After indulging in a fizzy beverage and a divine citrus cupcake dubbed “The Tart” (lemon vanilla cake and curd filling topped with a rich buttercream), we’re properly energized for the day ahead.
Aedes de Venustas, the quasi-rococo perfumery on Christopher Street, is one of the Village’s most unique shopping experiences — and our next stop-in. Festooned in velvet with baroque wallpaper, intricate floral arrangements, and grandiose chandeliers, entering Aedes is like being transported to a peculiar version of 18th-century Europe, sans jet lag.
Aedes de Venustas first opened its doors in 1995 at a smaller location on the same street. Owner Karl Bradl starting gathering obscure fragrances during his travels. “I wanted to find niche brands — niche didn’t exist 21 years ago,” he says. Today, the shop houses an incredibly unique array of scents, and the decor, also gathered piece-by-piece through Bradl’s adventures, mimics the diverse product offerings.
The decadent hodgepodge is incredibly inspiring to Bick. “I love mixing and matching aesthetics, so luxurious with eclectic, a little bit quirky with timeless, structured yet still feminine, which I think the shop exudes a lot of,” she says. “You almost feel like you stumbled upon this little nook of a store in Europe, although it’s in a very modern neighborhood in a very modern city.”
A few blocks away on Hudson Street sits the Church of St. Luke in the Fields, as it’s sat for nearly 200 years. The cornflower-laden neighboring gardens, first planted in 1842, provide a peaceful reprieve from the trials of city life.
It’s favorite reading spot for Bick, and it’s a serendipitous find. “Oddly enough, when my mom came to visit during my first year in New York, she was roaming around the neighborhood by herself one morning and randomly stumbled upon the church. She begged me to go back with her.”
She’s glad she acquiesced. The seemingly secret garden, also discoverable via the Sanpellegrino® Delightways app, is hidden from the main street by a brick wall, is incredibly peaceful.
Nearby on a sleepy stretch of West 10th Street, you’ll find a pocket-sized shop called Madame Matovu. The vintage fashion and home accessories boutique brims with treasures from around the world: Handheld mirrors and glittering costume jewelry are perched next to antique lace gowns, and gilt-framed portraits of glamorous women adorn the wall space.
“I like that there are a lot of different flairs; it’s a very eclectic shop. I wouldn’t say it’s my personal style, but I like borrowing pieces from it to infuse,” says Bick.
Shop owner Rosemary Wettenhall is the virtuoso behind the entrancingly curious collection. Her approach? “It’s just an instinct. I buy what I like. I’m not so much concerned about the brand: I care about quality, style, and I listen to my clients,” she says.
The decision to open shop in the West Village nine years ago was a natural one for Wettenhall: “I lived in the area. I did it for the community. You give back,” she explains. “The West Village is really beautiful; it’s quaint and humble, it’s a village. We call each other ‘the villagers’ here,” she laughs.

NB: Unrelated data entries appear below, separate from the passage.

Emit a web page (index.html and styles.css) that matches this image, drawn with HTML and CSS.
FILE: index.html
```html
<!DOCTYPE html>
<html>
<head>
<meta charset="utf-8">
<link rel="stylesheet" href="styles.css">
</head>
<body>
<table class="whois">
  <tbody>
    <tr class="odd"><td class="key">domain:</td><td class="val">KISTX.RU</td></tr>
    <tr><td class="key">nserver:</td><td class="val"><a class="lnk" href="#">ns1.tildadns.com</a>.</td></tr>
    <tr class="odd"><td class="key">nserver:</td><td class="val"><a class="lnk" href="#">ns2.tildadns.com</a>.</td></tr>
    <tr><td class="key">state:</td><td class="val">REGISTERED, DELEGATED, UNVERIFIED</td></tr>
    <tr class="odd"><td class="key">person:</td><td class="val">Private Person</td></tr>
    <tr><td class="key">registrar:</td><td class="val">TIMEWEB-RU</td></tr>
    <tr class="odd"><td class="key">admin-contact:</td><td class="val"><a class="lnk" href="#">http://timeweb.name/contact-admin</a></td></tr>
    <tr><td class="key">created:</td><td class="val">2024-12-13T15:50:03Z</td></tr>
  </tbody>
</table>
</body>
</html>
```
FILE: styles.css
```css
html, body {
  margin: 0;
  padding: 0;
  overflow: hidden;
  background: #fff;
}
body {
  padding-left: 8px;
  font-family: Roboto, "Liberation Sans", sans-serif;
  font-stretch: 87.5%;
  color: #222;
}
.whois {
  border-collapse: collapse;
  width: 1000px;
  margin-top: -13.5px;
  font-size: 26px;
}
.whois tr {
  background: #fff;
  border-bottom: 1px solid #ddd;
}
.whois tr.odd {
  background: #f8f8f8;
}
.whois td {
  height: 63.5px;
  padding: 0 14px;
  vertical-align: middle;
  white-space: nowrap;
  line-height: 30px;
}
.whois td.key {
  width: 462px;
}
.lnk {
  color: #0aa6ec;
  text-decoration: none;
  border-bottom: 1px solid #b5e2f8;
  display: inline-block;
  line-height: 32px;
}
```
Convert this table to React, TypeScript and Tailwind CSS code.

We wander the narrow, brownstone-lined streets, enjoying the unadulterated magic that is spring in the West Village. We encounter a baby blue Vespa, and it’s clear this is a not-to-be-missed photo opportunity.
“I love how charming it is,” reflects Bick on her surroundings. “The cobblestones, the Vespas on every corner. There’s just a lot of personality here — it almost feels like Italy.”
Speaking of Italy, Gottino, a tiny wine bar with a robust selection of Italian-inspired small plates, is our journey’s end. With its white marble bar, a rustic back-patio, and cured meats en masse, stepping into Gottino truly feels like being transported to Europe.
This is partially why the eatery tops Bick’s list — she spent several months in Italy as a college student, and hopes to return. “I’m definitely planning a trip back to Rome soon,” she says. “But until then, this does the trick.”
We settle in the outdoor space and feast upon fig and ricotta crostini topped with honey and almonds, sample both sweet and savory crepes, and dabble in delightfully gooey panini. “What’s magical about Gottino, especially in the afternoon, is this little patio with greenery and string lights,” Bick says, gesturing to her surroundings. “You really can just lose track of time.”
And it’s true. By the end of our meal, a satisfying cap on an exceptionally delightful day, the hands on the clock seem to have sped ahead as if by magic.